Bear in mind there are various flavours of NPT; NPS, NPTE and not forgetting NPTF which would probably be the better choice for vacuum attempts.

However, my principal answer would be that it hardly matters, because you will flood the chamber instantly when you try to let gas into a vacuum vessel with a ball valve.

It may be useful for you to review my FAQ on how to flow deuterium. A regulating orifice to the chamber and a pressure regulator from the gas supply is the way to go.

Dan Tibbets
Posts: 578
Joined: Thu Apr 17, 2008 5:29 am
Real name:

Re: NPT Valves in High Vacuum Range

Post by Dan Tibbets » Wed Feb 20, 2013 12:30 pm

I have used multiple NPT hardware needle valves between pump and chamber, vacuum gauge, side port for gas introduction,etc. Most seem to work fairly well. I have also recently used hardware store ball valves recently for their larger orifices. With these I have recently achieved vacuums of ~ 15 Micros and less than 0.1 Micron per second leak rates in a small Demo Fusor made from a pipe T. and only a foreline pump.
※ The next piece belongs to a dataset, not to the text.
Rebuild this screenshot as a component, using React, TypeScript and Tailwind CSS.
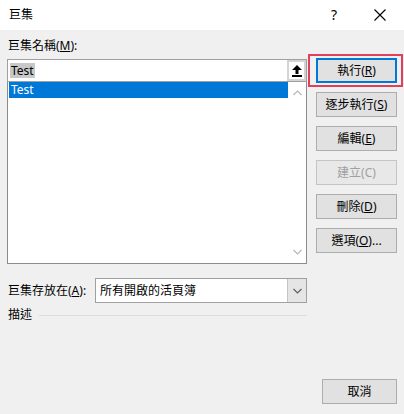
import React from "react";

const font = "font-['Noto_Sans','Noto_Sans_CJK_TC',sans-serif]";

function Btn({ children, disabled, primary }: { children: React.ReactNode; disabled?: boolean; primary?: boolean }) {
    return (
        <div
            className={`w-[81px] h-[25px] flex items-center justify-center text-[12px] leading-none bg-[#e1e1e1] ${
                primary
                    ? "border-2 border-[#0078d7]"
                    : disabled
                    ? "border border-[#c4c4c4] text-[#a0a0a0] bg-[#e8e8e8]"
                    : "border border-[#adadad] text-black"
            }`}
        >
            {children}
        </div>
    );
}

function UploadIcon() {
    return (
        <svg width="10" height="12" viewBox="0 0 10 12">
            <path d="M5 0 L10 5 L6.5 5 L6.5 9 L3.5 9 L3.5 5 L0 5 Z" fill="#000" />
            <rect x="0" y="10" width="10" height="2" fill="#000" />
        </svg>
    );
}

function Chevron({ up, color }: { up?: boolean; color: string }) {
    return (
        <svg width="9" height="6" viewBox="0 0 9 6">
            <path d={up ? "M0.5 5 L4.5 1 L8.5 5" : "M0.5 1 L4.5 5 L8.5 1"} stroke={color} strokeWidth="1.2" fill="none" />
        </svg>
    );
}

export default function App() {
    return (
        <div className={`w-[404px] h-[414px] bg-[#f0f0f0] text-black ${font} overflow-hidden`}>
            {/* Title bar */}
            <div className="h-[30px] bg-white flex items-center">
                <span className="ml-[9px] text-[12px] leading-none">巨集</span>
                <span className="ml-auto text-[14px] leading-none">?</span>
                <div className="ml-[37px] mr-[18px]">
                    <svg width="12" height="12" viewBox="0 0 12 12">
                        <path d="M0.5 0.5 L11.5 11.5 M11.5 0.5 L0.5 11.5" stroke="#000" strokeWidth="1.1" />
                    </svg>
                </div>
            </div>

            <div className="h-[384px] flex flex-col">
                <div className="flex">
                    {/* Left column */}
                    <div className="ml-[7px] w-[300px] pt-[8px]">
                        <div className="h-[16px] leading-[16px] text-[12px] ml-[1px]">
                            巨集名稱(<u>M</u>):
                        </div>
                        <div className="mt-[5px] h-[23px] border border-[#a0a0a0] bg-white flex items-center">
                            <span className="ml-[2px] bg-[#c8c8c8] px-[1px] text-[12px] leading-[15px]">Test</span>
                            <div className="ml-auto h-[21px] w-[19px] border-2 border-[#d4d4d4] bg-white flex items-center justify-center">
                                <UploadIcon />
                            </div>
                        </div>
                        <div className="h-[182px] border border-t-0 border-[#8c8c8c] bg-white flex">
                            <div className="flex-1 pl-[1px]">
                                <div className="h-[16px] bg-[#0078d7] text-white text-[12px] leading-[16px] pl-[2px]">Test</div>
                            </div>
                            <div className="w-[18px] flex flex-col items-center justify-between py-[8px]">
                                <Chevron up color="#b8b8b8" />
                                <Chevron color="#b8b8b8" />
                            </div>
                        </div>

                        <div className="mt-[14px] h-[25px] flex items-center">
                            <span className="ml-[1px] w-[87px] text-[12px] leading-none">
                                巨集存放在(<u>A</u>):
                            </span>
                            <div className="h-[25px] flex-1 border border-[#a0a0a0] bg-white flex items-center">
                                <span className="ml-[4px] text-[12px] leading-none">所有開啟的活頁簿</span>
                                <div className="ml-auto h-[23px] w-[19px] bg-[#e5e5e5] border-l border-[#c4c4c4] flex items-center justify-center">
                                    <Chevron color="#606060" />
                                </div>
                            </div>
                        </div>

                        <div className="mt-[4px] h-[16px] flex items-center">
                            <span className="ml-[1px] text-[12px] leading-none">描述</span>
                            <div className="ml-[7px] flex-1 h-px bg-[#dcdcdc]" />
                        </div>
                    </div>

                    {/* Right column */}
                    <div className="ml-[1px] w-[95px] pt-[24px] flex flex-col">
                        <div className="h-[33px] border-2 border-[#e0405e] flex items-center pl-[6px]">
                            <Btn primary>
                                執行(<u>R</u>)
                            </Btn>
                        </div>
                        <div className="mt-[5px] pl-[8px] flex flex-col gap-[9px]">
                            <Btn>
                                逐步執行(<u>S</u>)
                            </Btn>
                            <Btn>
                                編輯(<u>E</u>)
                            </Btn>
                            <Btn disabled>建立(C)</Btn>
                            <Btn>
                                刪除(<u>D</u>)
                            </Btn>
                            <Btn>
                                選項(<u>O</u>)...
                            </Btn>
                        </div>
                    </div>
                </div>

                <div className="flex-1" />
                <div className="flex justify-end pr-[7px] pb-[10px]">
                    <div className="w-[75px] h-[25px] border border-[#adadad] bg-[#e1e1e1] flex items-center justify-center text-[12px] leading-none">
                        取消
                    </div>
                </div>
            </div>
        </div>
    );
}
This may be good enough (?) for a neutron producing Fusor (with the addition of a diffusion pump). The largest issue seems to be sealing the threads. I have heard that Teflon thread sealers are not good. Also, other thread sealer compounds from the hardware store have been problematic. Sealing with epoxy seems to be the best solution I have used. The epoxy can be 'broken' through the local application of heat if revisions are needed. After separation the epoxy can be cleaned off with organic solvents such as acetone on a rag.

Adequately controlled introduction of deuterium gas may be a different matter. I have speculated that several needle valves (like the one pictured earlier in the thread) in series might work for a low pressure source like deuterium gas from electrolysis that has been stored in a small reservoir, at least as a pulsed source.